9) Share houses are a great option for those on a budget! Share houses are also a great option for those who are either on a tight budget or are staying in Tokyo for less than a year (I stayed in these while I studied abroad here!). The monthly rent is usually around 50000-70000yen. You can also stay for a daily rate of 2000-8000yen per night (which is also a great deal!). There are a couple of share houses that cater specifically to foreigners as well as ones that pride themselves on being international (including both Japanese and foreigners).

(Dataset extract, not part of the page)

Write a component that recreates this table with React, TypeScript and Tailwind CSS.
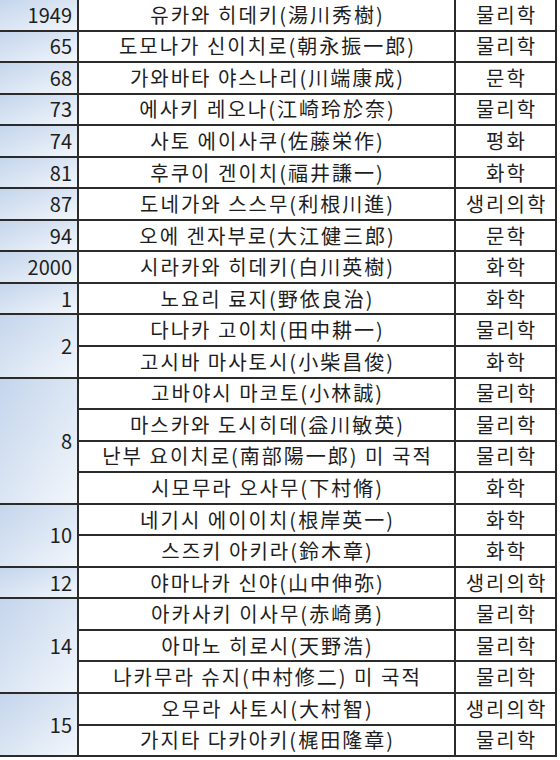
type Row = { name: string; field: string };
type Group = { year: string; rows: Row[] };

const groups: Group[] = [
  { year: "1949", rows: [{ name: "유카와 히데키(湯川秀樹)", field: "물리학" }] },
  { year: "65", rows: [{ name: "도모나가 신이치로(朝永振一郎)", field: "물리학" }] },
  { year: "68", rows: [{ name: "가와바타 야스나리(川端康成)", field: "문학" }] },
  { year: "73", rows: [{ name: "에사키 레오나(江崎玲於奈)", field: "물리학" }] },
  { year: "74", rows: [{ name: "사토 에이사쿠(佐藤栄作)", field: "평화" }] },
  { year: "81", rows: [{ name: "후쿠이 겐이치(福井謙一)", field: "화학" }] },
  { year: "87", rows: [{ name: "도네가와 스스무(利根川進)", field: "생리의학" }] },
  { year: "94", rows: [{ name: "오에 겐자부로(大江健三郎)", field: "문학" }] },
  { year: "2000", rows: [{ name: "시라카와 히데키(白川英樹)", field: "화학" }] },
  { year: "1", rows: [{ name: "노요리 료지(野依良治)", field: "화학" }] },
  {
    year: "2",
    rows: [
      { name: "다나카 고이치(田中耕一)", field: "물리학" },
      { name: "고시바 마사토시(小柴昌俊)", field: "화학" },
    ],
  },
  {
    year: "8",
    rows: [
      { name: "고바야시 마코토(小林誠)", field: "물리학" },
      { name: "마스카와 도시히데(益川敏英)", field: "물리학" },
      { name: "난부 요이치로(南部陽一郎) 미 국적", field: "물리학" },
      { name: "시모무라 오사무(下村脩)", field: "화학" },
    ],
  },
  {
    year: "10",
    rows: [
      { name: "네기시 에이이치(根岸英一)", field: "화학" },
      { name: "스즈키 아키라(鈴木章)", field: "화학" },
    ],
  },
  { year: "12", rows: [{ name: "야마나카 신야(山中伸弥)", field: "생리의학" }] },
  {
    year: "14",
    rows: [
      { name: "아카사키 이사무(赤崎勇)", field: "물리학" },
      { name: "아마노 히로시(天野浩)", field: "물리학" },
      { name: "나카무라 슈지(中村修二) 미 국적", field: "물리학" },
    ],
  },
  {
    year: "15",
    rows: [
      { name: "오무라 사토시(大村智)", field: "생리의학" },
      { name: "가지타 다카아키(梶田隆章)", field: "물리학" },
    ],
  },
];

const App = () => {
  return (
    <div
      className="min-h-[760px] bg-white text-[20px] leading-none text-[#1e1e1e]"
      style={{ fontFamily: '"Noto Sans CJK KR", "Noto Sans", sans-serif' }}
    >
      <div className="w-[557px]">
        {groups.map((g) => (
          <div key={g.year} className="flex">
            <div className="w-[79px] flex items-center justify-end pr-[5px] border-r-2 border-b-2 border-[#2b2b2b] bg-linear-to-br from-[#c4d5ec] to-[#f2f6fb]">
              {g.year}
            </div>
            <div className="flex flex-col">
              {g.rows.map((r) => (
                <div
                  key={r.name}
                  className="flex h-[31.55px] border-b-2 border-[#2b2b2b] tracking-[2px]"
                >
                  <div className="w-[377px] flex items-center justify-center pl-[2px] border-r-2 border-[#2b2b2b]">
                    {r.name}
                  </div>
                  <div className="w-[101px] flex items-center justify-center pl-[2px] border-r-2 border-[#2b2b2b]">
                    {r.field}
                  </div>
                </div>
              ))}
            </div>
          </div>
        ))}
      </div>
    </div>
  );
};

export default App;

It’s a great way to meet new people especially if you are new to the city. I would often spend time with the other residents watching TV, playing billiards, cooking, and eating together. Overall, most share houses have a very communal feel and the international share houses work to bring its residents closer together with parties and special events held throughout the year. There is usually a communal kitchen/eating area, recreational rooms, showers, bathroom, and laundry room. The rooms come equipped with desks, lamp, trashcan, internet, refrigerator, and bedding (usually costs a little more though).

One drawback, however, is that these share houses usually are quite strict with their rules. The one I stayed at didn’t have a curfew, but some do. Most of the time you cannot bring anyone of the opposite gender to your room much less your floor (there may be a co-ed floor, but some floors are strictly men-only or women-only floors. Visitors are required to sign in and usually cannot stay past a certain time. Furthermore, you may have to pay 2000yen or so per night for any overnight guests you may have.

In any case, share houses are quite fun for the amount you’re paying!

10) Important things to know: These are just based on my own experiences and preferences (I’m still learning too)! If there is any you’d like to add to this list or correct me on feel free to comment or message me.

Considering I lived in a dorm all throughout college, renting my first apartment on my own has definitely been an invaluable experience. I feel like once you can rent an apartment in a foreign country (in a foreign language to boot), you can definitely rent an apartment in your home country. This has been a real world learning experience for me (haha! college did not prepare me for this), but overall I’m quite happy with the apartment I got and while this has been stressful, it had it’s own upsides!  I can definitely use this knowledge I’ve gained for the future ♥︎.